L'obscénité du Paris-Dakar
(Politis, 27 janvier 2000)

Plus de vingt ans que ça dure, vingt ans qu'à la même période, le silence se fait pesant, la colère diffuse mais toujours assourdie. En cette fin de siècle et de millénaire, crions une fois encore dans le désert. Pour dénoncer l'utilisation, comme terre de compétition sportive, d'un continent meurtri par le SIDA, la disette et le surendettement, il y eut bien quelques coups de gueule mais toutes les voix de la révolte furent étouffées (même celle de Théodore Monod qu'une meute hypocrite vient de saluer une dernière fois), ou censurées pour des raisons simples : d'une part, l'unique quotidien sportif et la télévision dite de service public sont les principaux metteurs en scène de la course ; d'autre part, l'indifférence au mal semble malheureusement gagner du terrain.

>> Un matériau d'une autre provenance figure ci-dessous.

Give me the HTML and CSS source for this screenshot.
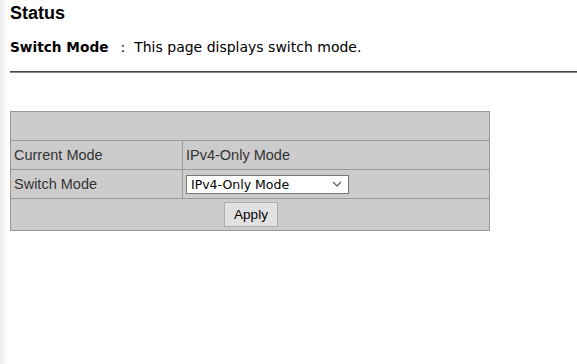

En 1988 René Dumont déclarait : "Ce rallye est indécent. Je compare cela à une bande de fêtards qui organisent un banquet mais pas chez eux, et qui entrent chez un pauvre pour ripailler sans l'inviter à partager (...). La vraie aventure c'est la lutte contre la faim". Le cri du célèbre agronome se perdit dans les sables. Les gouvernements de la vraie droite et de la fausse gauche (Verts compris) n'ont jamais jugé bon de dénoncer cette escapade de négriers.
On a tout dit et tout entendu sur le Dakar. Tout dit d'abord sur cette course à la rentabilité, marquée par des exploits macabres (combien de morts au total ?), sur cet indécent étalage de luxe au pays de la pauvreté absolue. L'aventure programmée et sponsorisée du Dakar illustre parfaitement l'insolence du "capitalisme en actes".
Tout entendu ensuite sur l'alibi humanitaire, comme si le passage d'une caravane bruyante et l'exposition d'un capital rutilant était un moyen sérieux et digne de lutte contre la misère et le sous-développement. L'oubli de la dimension symbolique de l'épreuve est une faute majeure.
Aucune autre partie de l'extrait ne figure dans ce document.